First-trimester visits are usually monthly, unless there are concerns. Most obstetricians like to get at least two ultrasounds to confirm your due date within a few days.
Monthly visits continue until about 20 weeks, well after the first trimester. Visits are more frequent only if there are special medical and obstetrical concerns, such as first trimester bleeding (which may mean a possible miscarriage), uncontrolled nausea and vomiting, and pelvic pain (which could be an ectopic pregnancy).
Most Common Causes of Bleeding in the First Trimester
First-trimester bleeding is any bleeding in the first 12 weeks and is never considered normal—that’s the bad news. The good news is that it’s usually caused by something fairly harmless. If you have any bleeding, don’t ignore it. It is one of the most common reasons a woman goes to her obstetrician.
One fairly harmless cause of bleeding is cervicitis, an inflammation due to infection, often caused by a common yeast infection. A simple prescription or over-the-counter cream can quickly take care of it.
Cervicitis is a condition in which the delicate cells at the mouth of the womb, the cervix, bleed for one of three reasons:
- The mechanical action of intercourse
- An alteration in the acidity in the vagina (pH)

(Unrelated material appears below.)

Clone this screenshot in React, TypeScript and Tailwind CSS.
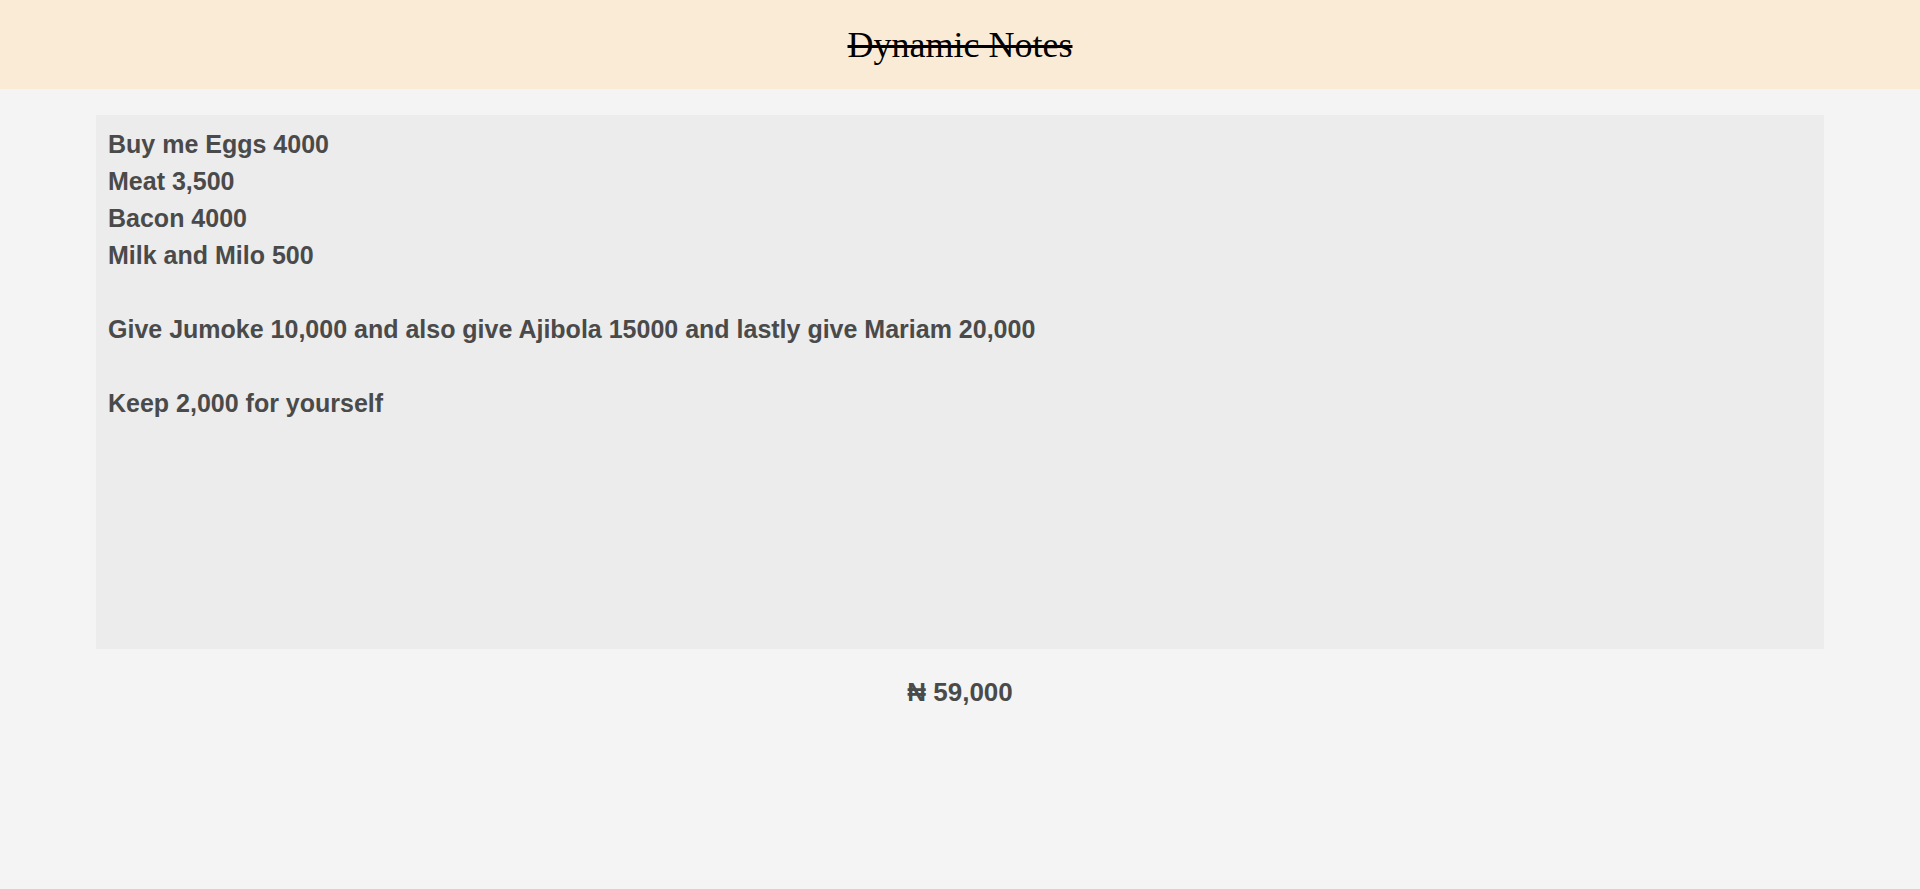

- The effects of infections on the cells in the cervix
With the hormonal changes of pregnancy, the fragile cells inside the cervix peek out a bit onto the exterior and are exposed to the vagina. The vagina is a harsher environment for these cells. Usually nestled more deeply away from sexual activity, they now can be easily damaged, which can cause bleeding. Of course, this cervical bleeding is merely what you’d consider spotting. There is usually only bleeding with sex when you have a condition like cervicitis.